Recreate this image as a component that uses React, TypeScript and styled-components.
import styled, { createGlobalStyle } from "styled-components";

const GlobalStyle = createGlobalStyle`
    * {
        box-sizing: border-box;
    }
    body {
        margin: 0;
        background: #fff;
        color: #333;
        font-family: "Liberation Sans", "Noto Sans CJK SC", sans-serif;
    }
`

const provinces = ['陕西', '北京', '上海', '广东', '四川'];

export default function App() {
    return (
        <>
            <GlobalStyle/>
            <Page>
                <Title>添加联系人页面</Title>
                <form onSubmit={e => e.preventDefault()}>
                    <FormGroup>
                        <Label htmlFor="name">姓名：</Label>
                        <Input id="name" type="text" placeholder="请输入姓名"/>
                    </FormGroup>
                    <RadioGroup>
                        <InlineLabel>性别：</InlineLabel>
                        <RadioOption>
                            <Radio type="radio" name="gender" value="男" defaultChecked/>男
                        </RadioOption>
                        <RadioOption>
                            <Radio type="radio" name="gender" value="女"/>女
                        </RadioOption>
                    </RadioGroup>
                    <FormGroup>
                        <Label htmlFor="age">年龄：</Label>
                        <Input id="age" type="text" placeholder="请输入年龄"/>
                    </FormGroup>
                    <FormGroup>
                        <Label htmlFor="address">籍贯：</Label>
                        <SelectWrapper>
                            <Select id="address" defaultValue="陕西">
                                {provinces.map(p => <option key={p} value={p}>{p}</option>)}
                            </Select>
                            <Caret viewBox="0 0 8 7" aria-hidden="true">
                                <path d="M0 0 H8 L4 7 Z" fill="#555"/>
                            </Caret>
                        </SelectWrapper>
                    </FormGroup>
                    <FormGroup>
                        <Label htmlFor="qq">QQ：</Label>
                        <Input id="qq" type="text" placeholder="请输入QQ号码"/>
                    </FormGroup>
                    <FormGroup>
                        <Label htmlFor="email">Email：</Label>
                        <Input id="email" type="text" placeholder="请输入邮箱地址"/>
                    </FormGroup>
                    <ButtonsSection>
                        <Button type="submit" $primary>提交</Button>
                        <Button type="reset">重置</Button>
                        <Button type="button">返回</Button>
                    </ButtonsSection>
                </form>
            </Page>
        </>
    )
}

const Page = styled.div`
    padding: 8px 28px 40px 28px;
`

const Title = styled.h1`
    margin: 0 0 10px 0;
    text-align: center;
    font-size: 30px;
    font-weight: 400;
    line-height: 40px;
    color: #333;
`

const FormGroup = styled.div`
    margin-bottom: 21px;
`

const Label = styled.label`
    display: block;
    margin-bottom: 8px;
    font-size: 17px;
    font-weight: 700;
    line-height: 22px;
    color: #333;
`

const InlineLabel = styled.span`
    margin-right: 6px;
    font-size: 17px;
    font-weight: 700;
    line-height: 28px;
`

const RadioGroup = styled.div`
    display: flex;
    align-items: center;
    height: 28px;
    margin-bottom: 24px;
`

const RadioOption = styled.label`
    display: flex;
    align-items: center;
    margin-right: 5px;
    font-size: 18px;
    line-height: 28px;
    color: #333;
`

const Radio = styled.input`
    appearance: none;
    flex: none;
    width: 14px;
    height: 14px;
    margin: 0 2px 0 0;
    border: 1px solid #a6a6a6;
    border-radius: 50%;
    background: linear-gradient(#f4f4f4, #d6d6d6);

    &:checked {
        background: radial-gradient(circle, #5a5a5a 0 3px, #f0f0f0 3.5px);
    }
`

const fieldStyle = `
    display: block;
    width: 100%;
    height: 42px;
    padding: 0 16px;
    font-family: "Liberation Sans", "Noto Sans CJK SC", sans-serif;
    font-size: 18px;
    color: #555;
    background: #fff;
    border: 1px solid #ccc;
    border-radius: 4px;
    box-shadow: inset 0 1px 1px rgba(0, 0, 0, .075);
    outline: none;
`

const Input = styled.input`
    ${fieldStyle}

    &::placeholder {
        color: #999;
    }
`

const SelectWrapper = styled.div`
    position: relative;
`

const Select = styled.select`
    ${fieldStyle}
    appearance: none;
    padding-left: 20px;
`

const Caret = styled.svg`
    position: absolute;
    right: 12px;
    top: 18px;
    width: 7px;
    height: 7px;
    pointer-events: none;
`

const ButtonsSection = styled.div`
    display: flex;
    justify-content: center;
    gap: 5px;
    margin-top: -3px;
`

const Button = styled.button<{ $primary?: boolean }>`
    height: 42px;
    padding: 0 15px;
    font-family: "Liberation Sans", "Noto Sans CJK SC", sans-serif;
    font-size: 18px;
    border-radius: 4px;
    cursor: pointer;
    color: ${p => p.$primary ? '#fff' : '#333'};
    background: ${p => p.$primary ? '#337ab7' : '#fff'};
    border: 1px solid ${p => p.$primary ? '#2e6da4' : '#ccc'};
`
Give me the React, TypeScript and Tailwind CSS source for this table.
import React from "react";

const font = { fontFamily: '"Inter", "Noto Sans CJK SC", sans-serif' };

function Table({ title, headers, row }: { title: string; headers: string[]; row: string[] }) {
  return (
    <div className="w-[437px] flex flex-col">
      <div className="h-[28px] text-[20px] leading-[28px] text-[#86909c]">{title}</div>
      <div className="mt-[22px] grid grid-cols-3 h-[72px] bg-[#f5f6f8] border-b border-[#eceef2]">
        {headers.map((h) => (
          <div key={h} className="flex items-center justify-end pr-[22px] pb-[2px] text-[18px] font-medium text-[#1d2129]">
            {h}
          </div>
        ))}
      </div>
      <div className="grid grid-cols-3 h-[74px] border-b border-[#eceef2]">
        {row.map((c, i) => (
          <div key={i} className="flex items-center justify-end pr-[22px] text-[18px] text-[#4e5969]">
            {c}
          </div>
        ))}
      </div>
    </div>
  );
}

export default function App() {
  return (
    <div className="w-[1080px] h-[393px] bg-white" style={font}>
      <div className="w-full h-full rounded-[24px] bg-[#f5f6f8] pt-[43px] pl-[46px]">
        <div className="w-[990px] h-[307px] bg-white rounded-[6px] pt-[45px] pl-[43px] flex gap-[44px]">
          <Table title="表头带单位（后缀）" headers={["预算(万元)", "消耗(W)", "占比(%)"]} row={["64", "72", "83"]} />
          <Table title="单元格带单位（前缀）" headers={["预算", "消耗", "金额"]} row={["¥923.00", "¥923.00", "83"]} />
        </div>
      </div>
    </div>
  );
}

# # # # # # #

Task instructions:
Up to and including the line with "const provinces = ['陕西', '北京', '上海', '广东', '四川'];", repeat the data exactly, starting from its first line; nothing else belongs in the response.

Full output:
Recreate this image as a component that uses React, TypeScript and styled-components.
import styled, { createGlobalStyle } from "styled-components";

const GlobalStyle = createGlobalStyle`
    * {
        box-sizing: border-box;
    }
    body {
        margin: 0;
        background: #fff;
        color: #333;
        font-family: "Liberation Sans", "Noto Sans CJK SC", sans-serif;
    }
`

const provinces = ['陕西', '北京', '上海', '广东', '四川'];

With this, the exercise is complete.